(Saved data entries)
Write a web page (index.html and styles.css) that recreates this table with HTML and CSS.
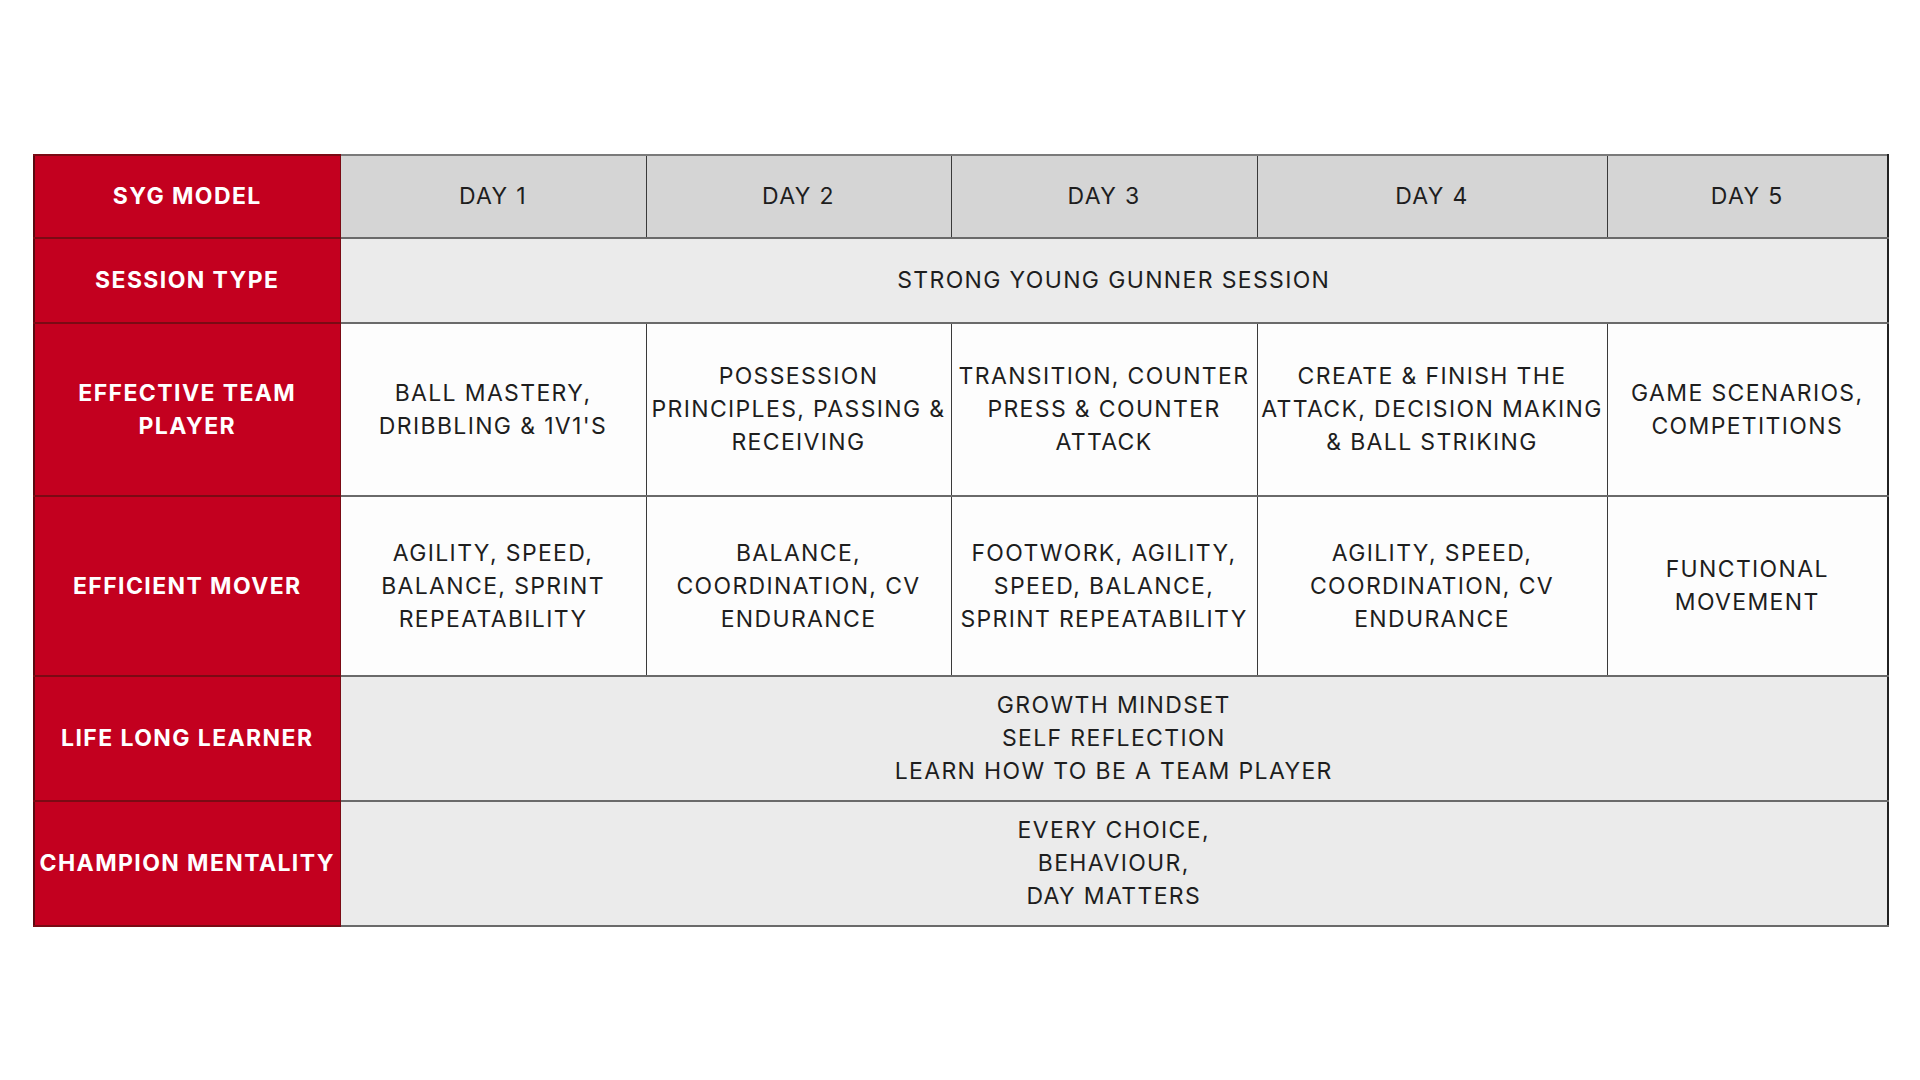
FILE: index.html
```html
<!DOCTYPE html>
<html lang="en">
<head>
<meta charset="utf-8">
<title>SYG Model</title>
<link rel="stylesheet" href="styles.css">
</head>
<body>
<div class="page">
  <table class="syg">
    <colgroup>
      <col class="c-label">
      <col class="c-d1">
      <col class="c-d2">
      <col class="c-d3">
      <col class="c-d4">
      <col class="c-d5">
    </colgroup>
    <tr class="r-head">
      <th class="label">SYG MODEL</th>
      <td class="day">DAY 1</td>
      <td class="day">DAY 2</td>
      <td class="day">DAY 3</td>
      <td class="day">DAY 4</td>
      <td class="day">DAY 5</td>
    </tr>
    <tr class="r-session">
      <th class="label">SESSION TYPE</th>
      <td class="span" colspan="5">STRONG YOUNG GUNNER SESSION</td>
    </tr>
    <tr class="r-team">
      <th class="label">EFFECTIVE TEAM<br>PLAYER</th>
      <td class="cell">BALL MASTERY,<br>DRIBBLING &amp; 1V1'S</td>
      <td class="cell">POSSESSION<br>PRINCIPLES, PASSING &amp;<br>RECEIVING</td>
      <td class="cell">TRANSITION, COUNTER<br>PRESS &amp; COUNTER<br>ATTACK</td>
      <td class="cell">CREATE &amp; FINISH THE<br>ATTACK, DECISION MAKING<br>&amp; BALL STRIKING</td>
      <td class="cell">GAME SCENARIOS,<br>COMPETITIONS</td>
    </tr>
    <tr class="r-mover">
      <th class="label">EFFICIENT MOVER</th>
      <td class="cell">AGILITY, SPEED,<br>BALANCE, SPRINT<br>REPEATABILITY</td>
      <td class="cell">BALANCE,<br>COORDINATION, CV<br>ENDURANCE</td>
      <td class="cell">FOOTWORK, AGILITY,<br>SPEED, BALANCE,<br>SPRINT REPEATABILITY</td>
      <td class="cell">AGILITY, SPEED,<br>COORDINATION, CV<br>ENDURANCE</td>
      <td class="cell">FUNCTIONAL<br>MOVEMENT</td>
    </tr>
    <tr class="r-learner">
      <th class="label">LIFE LONG LEARNER</th>
      <td class="span" colspan="5">GROWTH MINDSET<br>SELF REFLECTION<br>LEARN HOW TO BE A TEAM PLAYER</td>
    </tr>
    <tr class="r-champ">
      <th class="label">CHAMPION MENTALITY</th>
      <td class="span" colspan="5">EVERY CHOICE,<br>BEHAVIOUR,<br>DAY MATTERS</td>
    </tr>
  </table>
</div>
</body>
</html>
```
FILE: styles.css
```css
html, body {
  margin: 0;
  padding: 0;
  background: #ffffff;
}
.page {
  padding: 154px 0 0 33px;
}
.syg {
  border-collapse: collapse;
  table-layout: fixed;
  width: 1854px;
  font-family: "Inter", "Liberation Sans", sans-serif;
  font-size: 23px;
  line-height: 33px;
  color: #1e1e1e;
  text-align: center;
}
.c-label { width: 306px; }
.c-d1 { width: 306px; }
.c-d2 { width: 305px; }
.c-d3 { width: 306px; }
.c-d4 { width: 350px; }
.c-d5 { width: 281px; }

.syg th, .syg td {
  padding: 0 1px;
  vertical-align: middle;
  white-space: nowrap;
  border: 2px solid #6a6a6a;
  border-left: 1px solid #3a3a3a;
  border-right: 1px solid #3a3a3a;
  letter-spacing: 1.35px;
}
.syg th.label {
  background: #c3001f;
  color: #ffffff;
  font-weight: 700;
  font-size: 23px;
  border-color: #7a0a14;
  border-left: 2px solid #5a0a10;
  letter-spacing: 1.4px;
}
.syg td:last-child {
  border-right: 2px solid #222222;
}
.r-head { height: 83px; }
.r-session { height: 85px; }
.r-team { height: 173px; }
.r-mover { height: 180px; }
.r-learner { height: 125px; }
.r-champ { height: 125px; }

.day { background: #d5d5d5; }
.span { background: #ebebeb; }
.cell { background: #fdfdfd; }
.r-head td { border-top: 2px solid #7a7a7a; }
```
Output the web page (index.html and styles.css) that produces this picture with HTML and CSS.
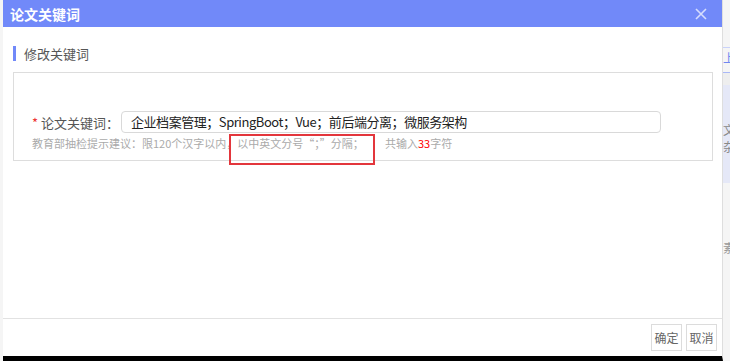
FILE: index.html
```html
<!DOCTYPE html>
<html lang="zh-CN">
<head>
  <meta charset="UTF-8">
  <meta name="viewport" content="width=device-width, initial-scale=1.0">
  <title>论文关键词</title>
  <link rel="stylesheet" href="styles.css">
</head>
<body>
  <div class="page">
    <div class="page-main"></div>
    <div class="page-side">
      <div class="side-tab">上传</div>
      <div class="side-gap"></div>
      <div class="side-panel">
        <p>文</p>
        <p>杂</p>
      </div>
      <div class="side-note">素</div>
    </div>
  </div>

  <div class="dialog">
    <div class="dialog-title">
      <span>论文关键词</span>
      <svg class="close-icon" width="12" height="12" viewBox="0 0 12 12">
        <path d="M1 1 L11 11 M11 1 L1 11" stroke="#d6ddfd" stroke-width="1.6" fill="none"/>
      </svg>
    </div>

    <div class="dialog-body">
      <div class="section-title">修改关键词</div>
      <div class="form-box">
        <div class="form-row">
          <label class="form-label"><span class="required">*</span>论文关键词：</label>
          <div class="form-input">企业档案管理；SpringBoot；Vue；前后端分离；微服务架构</div>
        </div>
        <div class="form-hint">
          <span class="hint-rule">教育部抽检提示建议：限120个汉字以内，以中英文分号“；”分隔；</span><span>共输入<em class="count">33</em>字符</span>
        </div>
        <div class="mark"></div>
      </div>
    </div>

    <div class="dialog-footer">
      <button class="btn">确定</button>
      <button class="btn">取消</button>
    </div>
  </div>
</body>
</html>
```

FILE: styles.css
```css
body {
  margin: 0;
  background-color: #f5f5f5;
  font-family: "Noto Sans CJK SC", "Noto Sans", sans-serif;
  color: #333;
  overflow: hidden;
}
.page {
  display: flex;
  height: 361px;
}
.page-main {
  flex: 1;
}
.page-side {
  width: 7px;
  overflow: hidden;
  padding-top: 47px;
  font-size: 12px;
}
.side-tab {
  height: 24px;
  line-height: 20px;
  color: #6f87f0;
  border-top: 1px solid #c9d2fa;
  border-bottom: 1px solid #aab8f6;
  white-space: nowrap;
}
.side-gap {
  height: 12px;
  background-color: #eeeeee;
}
.side-panel {
  height: 98px;
  background-color: #e5e8f7;
  color: #888;
  padding-top: 36px;
  box-sizing: border-box;
}
.side-panel p {
  margin: 0;
  line-height: 17px;
}
.side-note {
  margin-top: 56px;
  color: #999;
}

.dialog {
  position: fixed;
  left: 3px;
  top: 0;
  width: 720px;
  height: 361px;
  box-sizing: border-box;
  background-color: #fff;
  border-right: 1px solid #dedede;
  border-bottom: 5px solid #000;
  display: flex;
  flex-direction: column;
}
.dialog-title {
  height: 27px;
  flex-shrink: 0;
  background-color: #7189f9;
  color: #fff;
  font-size: 14px;
  font-weight: bold;
  padding: 0 15px 0 7px;
  display: flex;
  align-items: center;
  justify-content: space-between;
}
.dialog-body {
  flex: 1;
  padding: 19px 9px 0 10px;
}
.section-title {
  border-left: 3px solid #7189f9;
  padding-left: 8px;
  height: 15px;
  line-height: 15px;
  font-size: 13px;
  color: #555;
}
.form-box {
  position: relative;
  margin-top: 11px;
  height: 89px;
  box-sizing: border-box;
  border: 1px solid #dddddd;
  padding: 38px 0 0 18px;
}
.form-row {
  display: flex;
  align-items: center;
}
.form-label {
  width: 89px;
  font-size: 13px;
  color: #555;
  white-space: nowrap;
}
.required {
  color: #e33;
  margin-right: 3px;
}
.form-input {
  width: 540px;
  height: 22px;
  line-height: 20px;
  box-sizing: border-box;
  border: 1px solid #d9d9d9;
  border-radius: 4px;
  padding-left: 9px;
  font-size: 13px;
  letter-spacing: -0.45px;
  color: #222;
  white-space: nowrap;
}
.form-hint {
  margin-top: 3px;
  font-size: 11px;
  line-height: 14px;
  color: #aaa;
  white-space: nowrap;
}
.hint-rule {
  display: inline-block;
  width: 353px;
}
.count {
  font-style: normal;
  color: #f00;
}
.mark {
  position: absolute;
  left: 215px;
  top: 61px;
  width: 146px;
  height: 31px;
  box-sizing: border-box;
  border: 2px solid #e3363c;
}
.dialog-footer {
  height: 38px;
  flex-shrink: 0;
  border-top: 1px solid #e2e2e2;
  box-sizing: border-box;
  padding: 5px 5px 0 0;
  display: flex;
  justify-content: flex-end;
  gap: 4px;
}
.btn {
  width: 31px;
  height: 27px;
  padding: 0;
  border: 1px solid #dcdcdc;
  background-color: #fff;
  color: #666;
  font-family: inherit;
  font-size: 12px;
}
```
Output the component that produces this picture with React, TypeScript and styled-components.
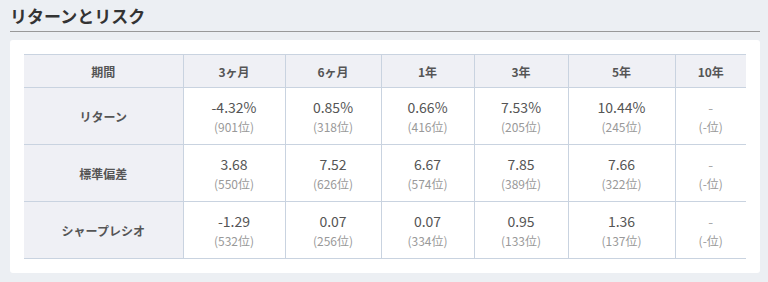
import React from 'react';
import styled, { createGlobalStyle } from 'styled-components';

const GlobalStyle = createGlobalStyle`
  body {
    margin: 0;
    background: #eceff3;
    font-family: "Noto Sans CJK JP", "Noto Sans", sans-serif;
    color: #555;
  }
`;

type Stat = { value: string; rank: string };
type Row = { label: string; stats: Stat[] };

const periods = ['3ヶ月', '6ヶ月', '1年', '3年', '5年', '10年'];
const colWidths = [159, 102, 96, 93, 94, 107, 71];

const rows: Row[] = [
  {
    label: 'リターン',
    stats: [
      { value: '-4.32%', rank: '901' },
      { value: '0.85%', rank: '318' },
      { value: '0.66%', rank: '416' },
      { value: '7.53%', rank: '205' },
      { value: '10.44%', rank: '245' },
      { value: '-', rank: '-' },
    ],
  },
  {
    label: '標準偏差',
    stats: [
      { value: '3.68', rank: '550' },
      { value: '7.52', rank: '626' },
      { value: '6.67', rank: '574' },
      { value: '7.85', rank: '389' },
      { value: '7.66', rank: '322' },
      { value: '-', rank: '-' },
    ],
  },
  {
    label: 'シャープレシオ',
    stats: [
      { value: '-1.29', rank: '532' },
      { value: '0.07', rank: '256' },
      { value: '0.07', rank: '334' },
      { value: '0.95', rank: '133' },
      { value: '1.36', rank: '137' },
      { value: '-', rank: '-' },
    ],
  },
];

const StyledSection = styled.section`
  padding: 0 8px 0 10px;
`;

const StyledTitle = styled.h2`
  margin: 0;
  padding: 5px 0 4px;
  font-size: 17px;
  line-height: 22px;
  font-weight: 700;
  color: #333;
  border-bottom: 1px solid #999;
`;

const StyledPanel = styled.div`
  margin-top: 8px;
  background: #fff;
  border-radius: 3px;
  padding: 14px 14px 14px;
`;

const StyledTable = styled.table`
  width: 722px;
  border-collapse: collapse;
  table-layout: fixed;
  border-top: 1px solid #c9d3e0;
  border-bottom: 1px solid #c9d3e0;
`;

const StyledHeadCell = styled.th`
  height: 32px;
  padding: 0;
  background: #eff0f5;
  font-size: 12px;
  font-weight: 700;
  color: #555;
  text-align: center;
  border-left: 1px solid #c9d3e0;
  border-bottom: 1px solid #c9d3e0;

  &:first-child {
    border-left: none;
  }
`;

const StyledLabelCell = styled.th`
  height: 56px;
  padding: 0;
  background: #eff0f5;
  font-size: 12px;
  font-weight: 700;
  color: #555;
  text-align: center;
  border-top: 1px solid #c9d3e0;
`;

const StyledValueCell = styled.td`
  padding: 0;
  text-align: center;
  border-left: 1px solid #c9d3e0;
  border-top: 1px solid #c9d3e0;
`;

const StyledValue = styled.div<{ $empty?: boolean }>`
  font-size: 14px;
  line-height: 20px;
  color: ${(p) => (p.$empty ? '#aaa' : '#555')};
`;

const StyledRank = styled.div`
  margin-top: 1px;
  font-size: 12px;
  line-height: 18px;
  color: #999;
`;

const App: React.FC = () => {
  return (
    <>
      <GlobalStyle />
      <StyledSection>
        <StyledTitle>リターンとリスク</StyledTitle>
        <StyledPanel>
          <StyledTable>
            <colgroup>
              {colWidths.map((w, i) => (
                <col key={i} style={{ width: w }} />
              ))}
            </colgroup>
            <thead>
              <tr>
                <StyledHeadCell>期間</StyledHeadCell>
                {periods.map((p) => (
                  <StyledHeadCell key={p}>{p}</StyledHeadCell>
                ))}
              </tr>
            </thead>
            <tbody>
              {rows.map((row) => (
                <tr key={row.label}>
                  <StyledLabelCell>{row.label}</StyledLabelCell>
                  {row.stats.map((s, i) => (
                    <StyledValueCell key={i}>
                      <StyledValue $empty={s.value === '-'}>{s.value}</StyledValue>
                      <StyledRank>({s.rank}位)</StyledRank>
                    </StyledValueCell>
                  ))}
                </tr>
              ))}
            </tbody>
          </StyledTable>
        </StyledPanel>
      </StyledSection>
    </>
  );
};

export default App;
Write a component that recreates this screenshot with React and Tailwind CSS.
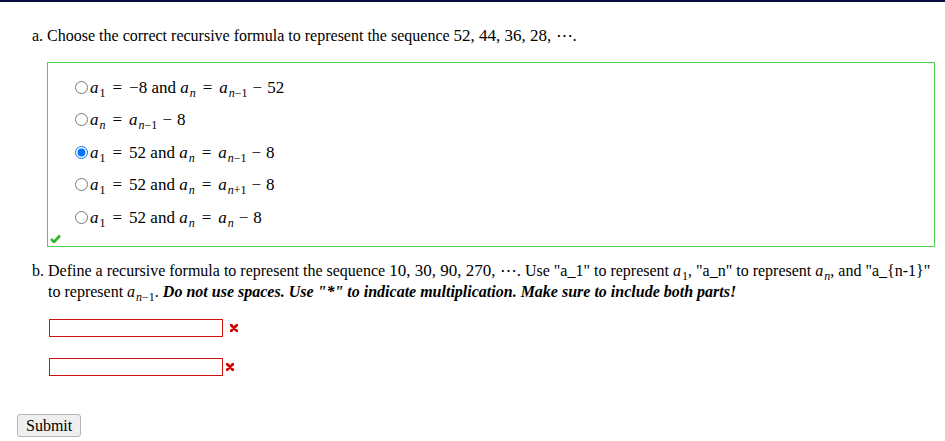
import React from "react";

const serif = "font-['Liberation_Serif',serif]";

const Sub = ({ v = "a", s }) => (
  <span className={`whitespace-nowrap ${serif}`}>
    <i>{v}</i>
    <span className="relative top-[4px] text-[12px] leading-none ml-[1px]">{s}</span>
  </span>
);

const N = ({ children }) => <i className="text-[12px] leading-none">{children}</i>;

const Eq = () => <span className="mx-[7px]">=</span>;
const Minus = () => <span className="mx-[5px]">−</span>;

const options = [
  {
    checked: false,
    body: (
      <>
        <Sub s="1" />
        <Eq />−8 and <Sub s={<N>n</N>} />
        <Eq />
        <Sub s={<><N>n</N>−1</>} />
        <Minus />52
      </>
    ),
  },
  {
    checked: false,
    body: (
      <>
        <Sub s={<N>n</N>} />
        <Eq />
        <Sub s={<><N>n</N>−1</>} />
        <Minus />8
      </>
    ),
  },
  {
    checked: true,
    body: (
      <>
        <Sub s="1" />
        <Eq />52 and <Sub s={<N>n</N>} />
        <Eq />
        <Sub s={<><N>n</N>−1</>} />
        <Minus />8
      </>
    ),
  },
  {
    checked: false,
    body: (
      <>
        <Sub s="1" />
        <Eq />52 and <Sub s={<N>n</N>} />
        <Eq />
        <Sub s={<><N>n</N>+1</>} />
        <Minus />8
      </>
    ),
  },
  {
    checked: false,
    body: (
      <>
        <Sub s="1" />
        <Eq />52 and <Sub s={<N>n</N>} />
        <Eq />
        <Sub s={<N>n</N>} />
        <Minus />8
      </>
    ),
  },
];

const RedX = () => (
  <svg width="8" height="8" viewBox="0 0 8 8" className="shrink-0">
    <path d="M1 1 L7 7 M7 1 L1 7" stroke="#d40000" strokeWidth="2.8" strokeLinecap="round" />
  </svg>
);

const App = () => {
  return (
    <div className={`min-h-[441px] bg-white text-black ${serif} text-[16px]`}>
      <div className="h-[2px] bg-[#0b0b3d]" />

      <div className="pl-[32px] pt-[22px] leading-[24px]">
        a. Choose the correct recursive formula to represent the sequence{" "}
        <span className="text-[17px]">52, 44, 36, 28, ⋯.</span>
      </div>

      <div className="ml-[47px] mr-[10px] mt-[14px] border border-[#4fd04f] pt-[8px]">
        {options.map((o, i) => (
          <label key={i} className={`flex items-center h-[32.5px] pl-[27px] text-[17px] ${serif}`}>
            <input
              type="radio"
              name="q1"
              defaultChecked={o.checked}
              className="m-0 mr-[2px] w-[13px] h-[13px]"
            />
            <span className={serif}>{o.body}</span>
          </label>
        ))}
        <div className="pl-[2px] h-[12px] leading-none">
          <svg width="11" height="9" viewBox="0 0 11 9" className="block">
            <path d="M1 5 L4 8 L10 1.5" fill="none" stroke="#2fb52f" strokeWidth="2.6" strokeLinejoin="round" />
          </svg>
        </div>
      </div>

      <div className="mt-[13px] pl-[48px] -indent-[16px] leading-[21px] whitespace-nowrap">
        <div>
          b. Define a recursive formula to represent the sequence{" "}
          <span className="text-[17px]">10, 30, 90, 270, ⋯.</span> Use "a_1" to represent{" "}
          <Sub s="1" />, "a_n" to represent <Sub s={<N>n</N>} />, and "a_{"{"}n-1{"}"}"
        </div>
        <div className="indent-0">
          to represent <Sub s={<><N>n</N>−1</>} />.{" "}
          <b>
            <i>Do not use spaces. Use "*" to indicate multiplication. Make sure to include both parts!</i>
          </b>
        </div>
      </div>

      <div className="mt-[17px] pl-[49px] flex flex-col gap-[21px]">
        <div className="flex items-center gap-[7px]">
          <input type="text" className="w-[174px] h-[18px] border border-[#cc1111] outline-none" />
          <RedX />
        </div>
        <div className="flex items-center gap-[3px]">
          <input type="text" className="w-[174px] h-[18px] border border-[#cc1111] outline-none" />
          <RedX />
        </div>
      </div>

      <div className="pl-[17px] mt-[38px]">
        <button className="h-[23px] px-[8px] bg-[#efefef] border border-[#b5b5b5] rounded-[3px] text-[16px] leading-none">
          Submit
        </button>
      </div>
    </div>
  );
};

export default App;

§ **What the task asks**
Above are some records. Output exactly the lines from the one that contains "Write a component" to the one that contains "const Minus = ()", keeping both, and omit the pictures.

§ **Response for this exercise**
Write a component that recreates this screenshot with React and Tailwind CSS.
import React from "react";

const serif = "font-['Liberation_Serif',serif]";

const Sub = ({ v = "a", s }) => (
  <span className={`whitespace-nowrap ${serif}`}>
    <i>{v}</i>
    <span className="relative top-[4px] text-[12px] leading-none ml-[1px]">{s}</span>
  </span>
);

const N = ({ children }) => <i className="text-[12px] leading-none">{children}</i>;

const Eq = () => <span className="mx-[7px]">=</span>;
const Minus = () => <span className="mx-[5px]">−</span>;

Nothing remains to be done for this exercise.